Quand on lit les textes présentant les visions et les missions des différentes associations, on se rend compte qu’il est difficile d’y faire des différenciations fondamentales. Le plus souvent, il s’agit de concepts à connotation universaliste, humaniste, avec un volet compassionnel. Rien d’anormal à cela au fond. On peut même penser que l’établissement de profils très pointus et différenciés pourrait avoir un effet disruptif avec, éventuellement, le danger de dérives sectaires. Pour une société « cohésive », le maintien d’une fiction d’universalisme est peut-être nécessaire. Les différenciations se feront sur base du travail concret réalisé.
Il est intéressant de noter que la Fedas souhaiterait reprendre les fonctions de « plaidoyer » que la Caritas, contrairement à la plupart des autres associations, avait pris l’initiative de développer. Mais menée par la Fedas, une telle activité irait dans le sens d’une indifférenciation encore plus poussée, étant donné qu’il s’agit d’une structure patronale fédérant toutes sortes d’associations. On peut imaginer que les problématiques des tarifs, des salaires, des ressources humaines y seront centrales. Pour les prises de position politiques, il s’agira de trouver des compromis qui, logiquement, iront plutôt dans le sens d’un consensus mou.
En pointillé
Le « tiers secteur » n’est pas une page blanche. Les études sectorielles sont de plus en plus nombreuses, notamment dans le domaine de la jeunesse. Or, il reste un angle mort important, celui de la vue d’ensemble. La difficulté de dessiner les contours précis du tiers secteur est bien réelle. C’est parfois dans les réponses aux questions parlementaires que l’on trouve les chiffres agrégés les plus intéressants. Ainsi, en 2020, à une QP concernant la « commercialisation croissante » des crèches, le ministre en charge répond qu’au 31 décembre 2019 on comptait au total 789 agréments pour des services d’éducation et d’accueil pour enfants (dont 334 conventionnés avec l’État). Au total, 51 221 enfants étaient accueillies dans ces structures en 2019, dont 37 150 dans les structures conventionnées. À une autre QP, concernant la proportion de personnes âgées vivant dans une structure d’hébergement, le ministre en charge répond qu’au 31 décembre 2020, on dénombrait 3 457 résidents vivant dans les trente centres intégrés pour personnes âgées (CIPA) gérés par seize gestionnaires. Dans les 22 maisons de soins (gérées par quatorze gestionnaires), on comptait 2 305 résidents.
Il y a aussi des obligations légales qui forcent les pouvoirs publics à publier des chiffres agrégés. Ainsi, on dispose d’une liste des enfants et jeunes adultes placés en institution ou en famille d’accueil au Luxembourg et à l’étranger qui est publiée par l’Office national de l’enfance sur le site du ministère de l’Éducation.

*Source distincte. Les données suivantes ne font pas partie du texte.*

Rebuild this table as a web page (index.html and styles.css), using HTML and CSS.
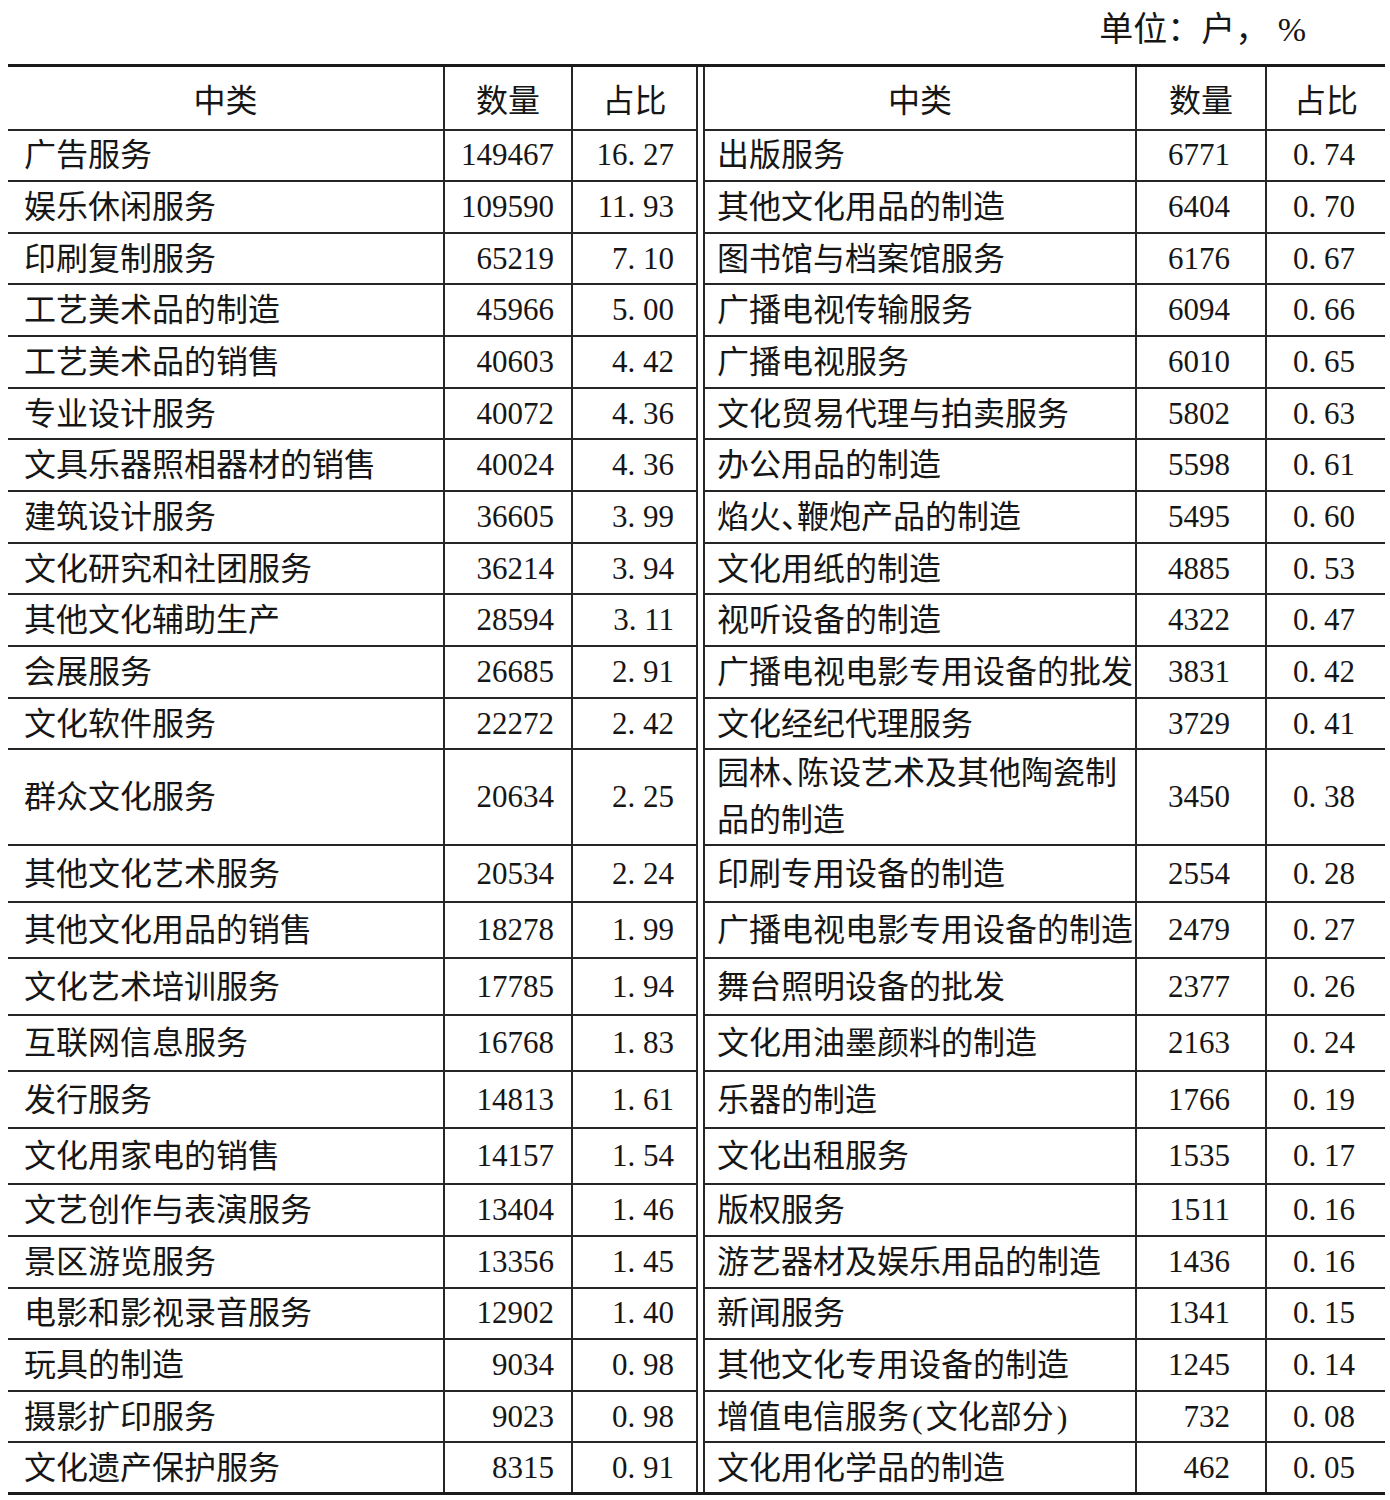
FILE: index.html
```html
<!DOCTYPE html>
<html lang="zh-CN">
<head>
<meta charset="utf-8">
<title>文化产业中类分布</title>
<link rel="stylesheet" href="styles.css">
</head>
<body>
<div class="unit">单位：户， %</div>
<table class="data">
<colgroup>
<col class="c-name1"><col class="c-num1"><col class="c-pct1"><col class="c-gap"><col class="c-name2"><col class="c-num2"><col class="c-pct2">
</colgroup>
<tbody>
<tr class="head">
<th>中类</th><th>数量</th><th>占比</th>
<td class="gap" rowspan="26"></td>
<th>中类</th><th>数量</th><th>占比</th>
</tr>
<tr><td class="name">广告服务</td><td class="num">149467</td><td class="pct">16. 27</td><td class="name r">出版服务</td><td class="num r">6771</td><td class="pct r">0. 74</td></tr>
<tr><td class="name">娱乐休闲服务</td><td class="num">109590</td><td class="pct">11. 93</td><td class="name r">其他文化用品的制造</td><td class="num r">6404</td><td class="pct r">0. 70</td></tr>
<tr><td class="name">印刷复制服务</td><td class="num">65219</td><td class="pct">7. 10</td><td class="name r">图书馆与档案馆服务</td><td class="num r">6176</td><td class="pct r">0. 67</td></tr>
<tr><td class="name">工艺美术品的制造</td><td class="num">45966</td><td class="pct">5. 00</td><td class="name r">广播电视传输服务</td><td class="num r">6094</td><td class="pct r">0. 66</td></tr>
<tr><td class="name">工艺美术品的销售</td><td class="num">40603</td><td class="pct">4. 42</td><td class="name r">广播电视服务</td><td class="num r">6010</td><td class="pct r">0. 65</td></tr>
<tr><td class="name">专业设计服务</td><td class="num">40072</td><td class="pct">4. 36</td><td class="name r">文化贸易代理与拍卖服务</td><td class="num r">5802</td><td class="pct r">0. 63</td></tr>
<tr><td class="name">文具乐器照相器材的销售</td><td class="num">40024</td><td class="pct">4. 36</td><td class="name r">办公用品的制造</td><td class="num r">5598</td><td class="pct r">0. 61</td></tr>
<tr><td class="name">建筑设计服务</td><td class="num">36605</td><td class="pct">3. 99</td><td class="name r">焰火<span class="half">、</span>鞭炮产品的制造</td><td class="num r">5495</td><td class="pct r">0. 60</td></tr>
<tr><td class="name">文化研究和社团服务</td><td class="num">36214</td><td class="pct">3. 94</td><td class="name r">文化用纸的制造</td><td class="num r">4885</td><td class="pct r">0. 53</td></tr>
<tr><td class="name">其他文化辅助生产</td><td class="num">28594</td><td class="pct">3. 11</td><td class="name r">视听设备的制造</td><td class="num r">4322</td><td class="pct r">0. 47</td></tr>
<tr><td class="name">会展服务</td><td class="num">26685</td><td class="pct">2. 91</td><td class="name r">广播电视电影专用设备的批发</td><td class="num r">3831</td><td class="pct r">0. 42</td></tr>
<tr><td class="name">文化软件服务</td><td class="num">22272</td><td class="pct">2. 42</td><td class="name r">文化经纪代理服务</td><td class="num r">3729</td><td class="pct r">0. 41</td></tr>
<tr class="tall"><td class="name">群众文化服务</td><td class="num">20634</td><td class="pct">2. 25</td><td class="name r wrap">园林<span class="half">、</span>陈设艺术及其他陶瓷制品的制造</td><td class="num r">3450</td><td class="pct r">0. 38</td></tr>
<tr class="wide"><td class="name">其他文化艺术服务</td><td class="num">20534</td><td class="pct">2. 24</td><td class="name r">印刷专用设备的制造</td><td class="num r">2554</td><td class="pct r">0. 28</td></tr>
<tr class="wide"><td class="name">其他文化用品的销售</td><td class="num">18278</td><td class="pct">1. 99</td><td class="name r">广播电视电影专用设备的制造</td><td class="num r">2479</td><td class="pct r">0. 27</td></tr>
<tr class="wide"><td class="name">文化艺术培训服务</td><td class="num">17785</td><td class="pct">1. 94</td><td class="name r">舞台照明设备的批发</td><td class="num r">2377</td><td class="pct r">0. 26</td></tr>
<tr class="wide"><td class="name">互联网信息服务</td><td class="num">16768</td><td class="pct">1. 83</td><td class="name r">文化用油墨颜料的制造</td><td class="num r">2163</td><td class="pct r">0. 24</td></tr>
<tr class="wide"><td class="name">发行服务</td><td class="num">14813</td><td class="pct">1. 61</td><td class="name r">乐器的制造</td><td class="num r">1766</td><td class="pct r">0. 19</td></tr>
<tr class="wide"><td class="name">文化用家电的销售</td><td class="num">14157</td><td class="pct">1. 54</td><td class="name r">文化出租服务</td><td class="num r">1535</td><td class="pct r">0. 17</td></tr>
<tr class="low"><td class="name">文艺创作与表演服务</td><td class="num">13404</td><td class="pct">1. 46</td><td class="name r">版权服务</td><td class="num r">1511</td><td class="pct r">0. 16</td></tr>
<tr class="low"><td class="name">景区游览服务</td><td class="num">13356</td><td class="pct">1. 45</td><td class="name r">游艺器材及娱乐用品的制造</td><td class="num r">1436</td><td class="pct r">0. 16</td></tr>
<tr class="low"><td class="name">电影和影视录音服务</td><td class="num">12902</td><td class="pct">1. 40</td><td class="name r">新闻服务</td><td class="num r">1341</td><td class="pct r">0. 15</td></tr>
<tr class="low"><td class="name">玩具的制造</td><td class="num">9034</td><td class="pct">0. 98</td><td class="name r">其他文化专用设备的制造</td><td class="num r">1245</td><td class="pct r">0. 14</td></tr>
<tr class="low"><td class="name">摄影扩印服务</td><td class="num">9023</td><td class="pct">0. 98</td><td class="name r">增值电信服务<span class="paren">(</span>文化部分<span class="paren">)</span></td><td class="num r">732</td><td class="pct r">0. 08</td></tr>
<tr class="low last"><td class="name">文化遗产保护服务</td><td class="num">8315</td><td class="pct">0. 91</td><td class="name r">文化用化学品的制造</td><td class="num r">462</td><td class="pct r">0. 05</td></tr>
</tbody>
</table>
</body>
</html>
```

FILE: styles.css
```css
html, body {
  margin: 0;
  padding: 0;
  background: #ffffff;
}

body {
  font-family: "Liberation Serif", "Noto Sans CJK SC", serif;
  color: #161616;
}

.unit {
  height: 64px;
  line-height: 60px;
  font-size: 34px;
  text-align: right;
  padding-right: 84px;
  box-sizing: border-box;
  white-space: nowrap;
}

.data {
  margin-left: 8px;
  width: 1377px;
  table-layout: fixed;
  border-collapse: collapse;
  border-spacing: 0;
}

.c-name1 { width: 436px; }
.c-num1 { width: 128px; }
.c-pct1 { width: 125px; }
.c-gap { width: 7px; }
.c-name2 { width: 432px; }
.c-num2 { width: 130px; }
.c-pct2 { width: 119px; }

.data th,
.data td {
  padding: 0;
  border-bottom: 2px solid #262626;
  border-left: 2px solid #262626;
  vertical-align: middle;
  white-space: nowrap;
}

.data th:first-child,
.data td:first-child {
  border-left: none;
}

.data th {
  font-weight: normal;
  font-size: 32px;
  text-align: center;
  border-top: 3px solid #1a1a1a;
  border-bottom: 2px solid #262626;
}

.data td.gap {
  border-top: 3px solid #1a1a1a;
  border-bottom: 3px solid #1a1a1a;
  border-left: 2px solid #262626;
  border-right: 2px solid #262626;
}

.data tr { height: 51.67px; }
.data tr.head { height: 64px; }
.data tr.tall { height: 96px; }
.data tr.wide { height: 56.5px; }
.data tr.low { height: 51.6px; }

.data tr.last td {
  border-bottom: 3px solid #1a1a1a;
}

.name {
  font-size: 32px;
  line-height: 48px;
  text-align: left;
  padding-left: 16px !important;
}

.name.r {
  padding-left: 12px !important;
  padding-right: 2px !important;
}

.name.wrap {
  white-space: normal !important;
  line-height: 47px;
}

.num,
.pct {
  font-size: 31px;
  text-align: right;
}

.num { padding-right: 17px !important; }
.pct { padding-right: 22px !important; }
.num.r { padding-right: 35px !important; }
.pct.r { padding-right: 30px !important; }

.half {
  font-feature-settings: "halt";
}

.paren {
  font-family: "Liberation Serif", serif;
  padding: 0 3px;
}
```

En octobre 2024, 1 498 enfants et jeunes adultes vivent en institution ou en famille d’accueil, dont 923 en institution. Parmi ces cas, il y a 1 039 placements judiciaires, soit près de 70 pour cent.
Les études du Liser (anciennement Ceps/Instead) de 20105 et 20226 sur le milieu associatif constituent une source précieuse. Elles sont basées sur des enquêtes auprès des associations inscrites au RCS. Dans l’étude de 2010, les chercheurs du CEPS estiment que la fourchette haute, en éliminant des doublons et les associations qui n’existent plus, est de l’ordre de 5 300 associations. Plus intéressante est l’analyse de la répartition des associations selon les secteurs d’activité et selon les finances dont les associations disposent. En 2022, les principaux domaines d’activité des associations sont la culture (23%), le sport (19%), les loisirs (11%), l’éducation (8%), l’action sociale (8%) et la santé (4%). Par ailleurs, l’activité des associations se situe souvent dans un seul domaine (56%). En ce qui concerne les ressources financières, quarante pour cent des associations ont ressources « très faibles » (moins de 5 000 euros) et un peu moins de vingt pour cent des associations ont des ressources annuelles « élevées » (plus de 50 000 euros). Ce sont d’ailleurs les associations actives dans le domaine social ou de la santé (en partie conventionnés avec l’État) qui comptent souvent parmi celles qui ont des ressources élevées.
Mais évidemment, il s’agit là d’enquêtes auxquelles beaucoup d’associations n’ont pas répondu. Il serait utile de disposer de sources administratives. Pour avancer, la première chose à faire serait de constituer – au niveau administratif – une base de données des associations conventionnées par les différents ministères (Famille, Santé, Travail, Égalité des genres et de la Diversité, etc.), de publier les conventions en vigueur et les financements. Il n’est pas dit qu’une telle publicité soit voulue, que ce soit par les pouvoirs publics ou les associations. On peut effectivement imaginer que cette transparence (nécessaire selon les principes démocratiques) pourrait conduire à une « bataille rangée » dans laquelle les questions idéologiques sont susceptibles de devenir déterminantes.